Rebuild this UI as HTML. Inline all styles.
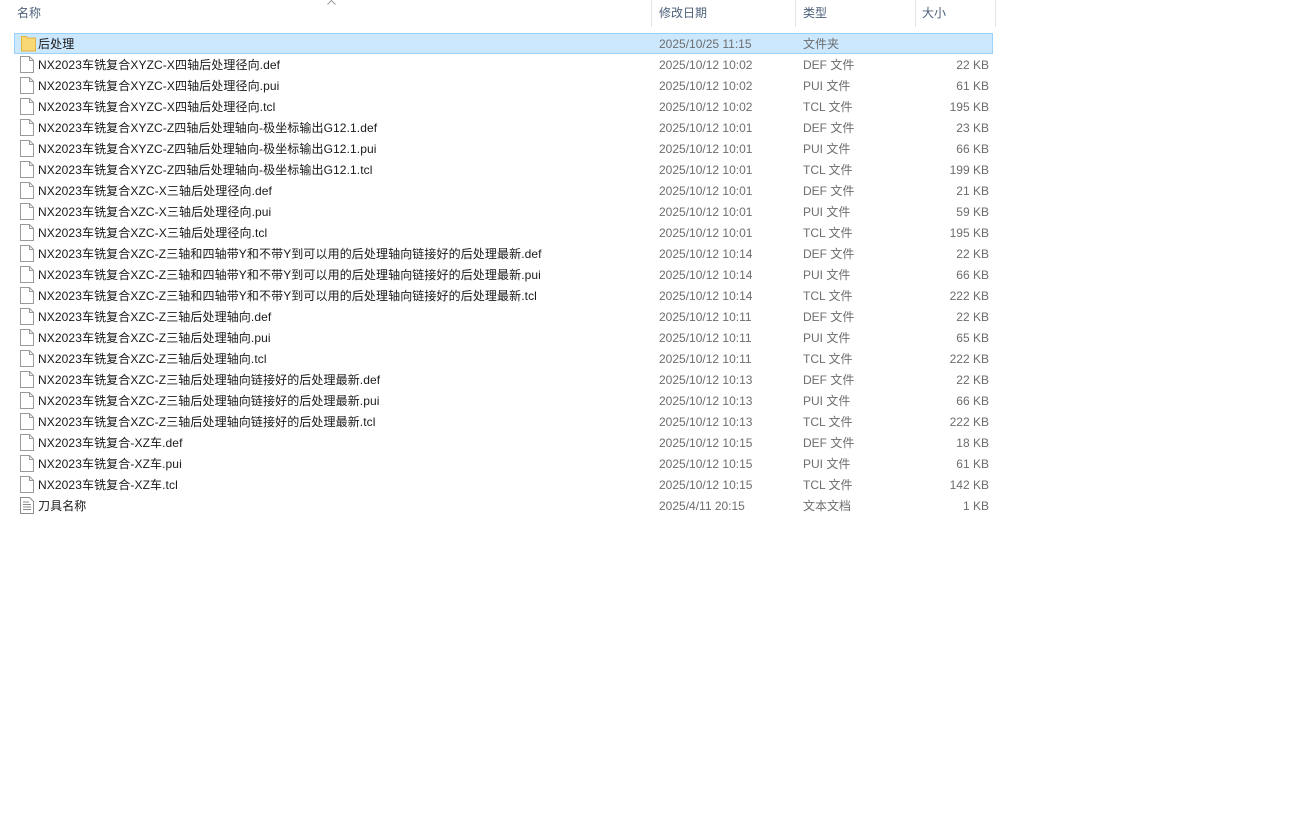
<!DOCTYPE html>
<html><head><meta charset="utf-8"><style>
*{margin:0;padding:0;box-sizing:border-box}
body{width:1310px;height:824px;background:#fff;font-family:"Liberation Sans","Noto Sans CJK SC",sans-serif;font-size:12px;color:#1a1a1a;position:relative;overflow:hidden}
.h{position:absolute;top:0;height:27px;line-height:27px;color:#4c607a;border-right:1px solid #e5e5e5}
.row{position:absolute;left:14px;width:979px;height:21px;line-height:22px}
.row.sel{background:#cce8ff;border:1px solid #99d1ff;line-height:20px}
.n{position:absolute;left:24px;white-space:nowrap;letter-spacing:0.1px}
.d{position:absolute;left:645px;color:#6d6d6d}
.t{position:absolute;left:789px;color:#6d6d6d}
.s{position:absolute;right:4px;color:#6d6d6d}
.ic{position:absolute;left:6px;top:2px}
</style></head><body>
<div class="h" style="left:0;width:652px;padding-left:17px">名称</div>
<svg style="position:absolute;left:327px;top:0" width="9" height="5" viewBox="0 0 9 5"><path d="M0.5 4.5l4-4 4 4" fill="none" stroke="#999"/></svg>
<div class="h" style="left:652px;width:144px;padding-left:7px">修改日期</div>
<div class="h" style="left:796px;width:120px;padding-left:7px">类型</div>
<div class="h" style="left:916px;width:80px;padding-left:6px">大小</div>
<div id="rows"></div>
<script>
var F='<svg class="ic" width="14" height="17" viewBox="0 0 14 17"><path d="M0.5 0.5h9l4 4v12h-13z" fill="#fff" stroke="#9a9a9a"/><path d="M9.5 0.5v4h4" fill="none" stroke="#9a9a9a"/></svg>';
var D='<svg class="ic" width="14" height="17" viewBox="0 0 14 17"><path d="M0.5 0.5h9l4 4v12h-13z" fill="#fff" stroke="#8a8a8a"/><path d="M3 5h6M3 7.5h8M3 10h8M3 12.5h8" stroke="#8a8a8a"/></svg>';
var FO='<svg class="ic" style="top:1px" width="15" height="17" viewBox="0 0 15 17"><path d="M0.5 1.5h5l1 1.5h8v13h-14z" fill="#f8d775" stroke="#e0b540"/></svg>';
var r=[["后处理","2025/10/25 11:15","文件夹","",FO],
["NX2023车铣复合XYZC-X四轴后处理径向.def","2025/10/12 10:02","DEF 文件","22 KB"],
["NX2023车铣复合XYZC-X四轴后处理径向.pui","2025/10/12 10:02","PUI 文件","61 KB"],
["NX2023车铣复合XYZC-X四轴后处理径向.tcl","2025/10/12 10:02","TCL 文件","195 KB"],
["NX2023车铣复合XYZC-Z四轴后处理轴向-极坐标输出G12.1.def","2025/10/12 10:01","DEF 文件","23 KB"],
["NX2023车铣复合XYZC-Z四轴后处理轴向-极坐标输出G12.1.pui","2025/10/12 10:01","PUI 文件","66 KB"],
["NX2023车铣复合XYZC-Z四轴后处理轴向-极坐标输出G12.1.tcl","2025/10/12 10:01","TCL 文件","199 KB"],
["NX2023车铣复合XZC-X三轴后处理径向.def","2025/10/12 10:01","DEF 文件","21 KB"],
["NX2023车铣复合XZC-X三轴后处理径向.pui","2025/10/12 10:01","PUI 文件","59 KB"],
["NX2023车铣复合XZC-X三轴后处理径向.tcl","2025/10/12 10:01","TCL 文件","195 KB"],
["NX2023车铣复合XZC-Z三轴和四轴带Y和不带Y到可以用的后处理轴向链接好的后处理最新.def","2025/10/12 10:14","DEF 文件","22 KB"],
["NX2023车铣复合XZC-Z三轴和四轴带Y和不带Y到可以用的后处理轴向链接好的后处理最新.pui","2025/10/12 10:14","PUI 文件","66 KB"],
["NX2023车铣复合XZC-Z三轴和四轴带Y和不带Y到可以用的后处理轴向链接好的后处理最新.tcl","2025/10/12 10:14","TCL 文件","222 KB"],
["NX2023车铣复合XZC-Z三轴后处理轴向.def","2025/10/12 10:11","DEF 文件","22 KB"],
["NX2023车铣复合XZC-Z三轴后处理轴向.pui","2025/10/12 10:11","PUI 文件","65 KB"],
["NX2023车铣复合XZC-Z三轴后处理轴向.tcl","2025/10/12 10:11","TCL 文件","222 KB"],
["NX2023车铣复合XZC-Z三轴后处理轴向链接好的后处理最新.def","2025/10/12 10:13","DEF 文件","22 KB"],
["NX2023车铣复合XZC-Z三轴后处理轴向链接好的后处理最新.pui","2025/10/12 10:13","PUI 文件","66 KB"],
["NX2023车铣复合XZC-Z三轴后处理轴向链接好的后处理最新.tcl","2025/10/12 10:13","TCL 文件","222 KB"],
["NX2023车铣复合-XZ车.def","2025/10/12 10:15","DEF 文件","18 KB"],
["NX2023车铣复合-XZ车.pui","2025/10/12 10:15","PUI 文件","61 KB"],
["NX2023车铣复合-XZ车.tcl","2025/10/12 10:15","TCL 文件","142 KB"],
["刀具名称","2025/4/11 20:15","文本文档","1 KB",D]];
var h='';
r.forEach(function(x,i){var sel=i==0;h+='<div class="row'+(sel?' sel':'')+'" style="top:'+(33+i*21)+'px">'+(x[4]||F)+'<span class="n"'+(sel?' style="left:23px"':'')+'>'+x[0]+'</span><span class="d"'+(sel?' style="left:644px"':'')+'>'+x[1]+'</span><span class="t"'+(sel?' style="left:788px"':'')+'>'+x[2]+'</span><span class="s">'+x[3]+'</span></div>';});
document.getElementById('rows').innerHTML=h;
</script>
</body></html>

*-*-*

WHAT THE TASK ASKS:
Repeat all of the data above word for word, minus the pictures.

TASK ANSWER:
Rebuild this UI as HTML. Inline all styles.
<!DOCTYPE html>
<html><head><meta charset="utf-8"><style>
*{margin:0;padding:0;box-sizing:border-box}
body{width:1310px;height:824px;background:#fff;font-family:"Liberation Sans","Noto Sans CJK SC",sans-serif;font-size:12px;color:#1a1a1a;position:relative;overflow:hidden}
.h{position:absolute;top:0;height:27px;line-height:27px;color:#4c607a;border-right:1px solid #e5e5e5}
.row{position:absolute;left:14px;width:979px;height:21px;line-height:22px}
.row.sel{background:#cce8ff;border:1px solid #99d1ff;line-height:20px}
.n{position:absolute;left:24px;white-space:nowrap;letter-spacing:0.1px}
.d{position:absolute;left:645px;color:#6d6d6d}
.t{position:absolute;left:789px;color:#6d6d6d}
.s{position:absolute;right:4px;color:#6d6d6d}
.ic{position:absolute;left:6px;top:2px}
</style></head><body>
<div class="h" style="left:0;width:652px;padding-left:17px">名称</div>
<svg style="position:absolute;left:327px;top:0" width="9" height="5" viewBox="0 0 9 5"><path d="M0.5 4.5l4-4 4 4" fill="none" stroke="#999"/></svg>
<div class="h" style="left:652px;width:144px;padding-left:7px">修改日期</div>
<div class="h" style="left:796px;width:120px;padding-left:7px">类型</div>
<div class="h" style="left:916px;width:80px;padding-left:6px">大小</div>
<div id="rows"></div>
<script>
var F='<svg class="ic" width="14" height="17" viewBox="0 0 14 17"><path d="M0.5 0.5h9l4 4v12h-13z" fill="#fff" stroke="#9a9a9a"/><path d="M9.5 0.5v4h4" fill="none" stroke="#9a9a9a"/></svg>';
var D='<svg class="ic" width="14" height="17" viewBox="0 0 14 17"><path d="M0.5 0.5h9l4 4v12h-13z" fill="#fff" stroke="#8a8a8a"/><path d="M3 5h6M3 7.5h8M3 10h8M3 12.5h8" stroke="#8a8a8a"/></svg>';
var FO='<svg class="ic" style="top:1px" width="15" height="17" viewBox="0 0 15 17"><path d="M0.5 1.5h5l1 1.5h8v13h-14z" fill="#f8d775" stroke="#e0b540"/></svg>';
var r=[["后处理","2025/10/25 11:15","文件夹","",FO],
["NX2023车铣复合XYZC-X四轴后处理径向.def","2025/10/12 10:02","DEF 文件","22 KB"],
["NX2023车铣复合XYZC-X四轴后处理径向.pui","2025/10/12 10:02","PUI 文件","61 KB"],
["NX2023车铣复合XYZC-X四轴后处理径向.tcl","2025/10/12 10:02","TCL 文件","195 KB"],
["NX2023车铣复合XYZC-Z四轴后处理轴向-极坐标输出G12.1.def","2025/10/12 10:01","DEF 文件","23 KB"],
["NX2023车铣复合XYZC-Z四轴后处理轴向-极坐标输出G12.1.pui","2025/10/12 10:01","PUI 文件","66 KB"],
["NX2023车铣复合XYZC-Z四轴后处理轴向-极坐标输出G12.1.tcl","2025/10/12 10:01","TCL 文件","199 KB"],
["NX2023车铣复合XZC-X三轴后处理径向.def","2025/10/12 10:01","DEF 文件","21 KB"],
["NX2023车铣复合XZC-X三轴后处理径向.pui","2025/10/12 10:01","PUI 文件","59 KB"],
["NX2023车铣复合XZC-X三轴后处理径向.tcl","2025/10/12 10:01","TCL 文件","195 KB"],
["NX2023车铣复合XZC-Z三轴和四轴带Y和不带Y到可以用的后处理轴向链接好的后处理最新.def","2025/10/12 10:14","DEF 文件","22 KB"],
["NX2023车铣复合XZC-Z三轴和四轴带Y和不带Y到可以用的后处理轴向链接好的后处理最新.pui","2025/10/12 10:14","PUI 文件","66 KB"],
["NX2023车铣复合XZC-Z三轴和四轴带Y和不带Y到可以用的后处理轴向链接好的后处理最新.tcl","2025/10/12 10:14","TCL 文件","222 KB"],
["NX2023车铣复合XZC-Z三轴后处理轴向.def","2025/10/12 10:11","DEF 文件","22 KB"],
["NX2023车铣复合XZC-Z三轴后处理轴向.pui","2025/10/12 10:11","PUI 文件","65 KB"],
["NX2023车铣复合XZC-Z三轴后处理轴向.tcl","2025/10/12 10:11","TCL 文件","222 KB"],
["NX2023车铣复合XZC-Z三轴后处理轴向链接好的后处理最新.def","2025/10/12 10:13","DEF 文件","22 KB"],
["NX2023车铣复合XZC-Z三轴后处理轴向链接好的后处理最新.pui","2025/10/12 10:13","PUI 文件","66 KB"],
["NX2023车铣复合XZC-Z三轴后处理轴向链接好的后处理最新.tcl","2025/10/12 10:13","TCL 文件","222 KB"],
["NX2023车铣复合-XZ车.def","2025/10/12 10:15","DEF 文件","18 KB"],
["NX2023车铣复合-XZ车.pui","2025/10/12 10:15","PUI 文件","61 KB"],
["NX2023车铣复合-XZ车.tcl","2025/10/12 10:15","TCL 文件","142 KB"],
["刀具名称","2025/4/11 20:15","文本文档","1 KB",D]];
var h='';
r.forEach(function(x,i){var sel=i==0;h+='<div class="row'+(sel?' sel':'')+'" style="top:'+(33+i*21)+'px">'+(x[4]||F)+'<span class="n"'+(sel?' style="left:23px"':'')+'>'+x[0]+'</span><span class="d"'+(sel?' style="left:644px"':'')+'>'+x[1]+'</span><span class="t"'+(sel?' style="left:788px"':'')+'>'+x[2]+'</span><span class="s">'+x[3]+'</span></div>';});
document.getElementById('rows').innerHTML=h;
</script>
</body></html>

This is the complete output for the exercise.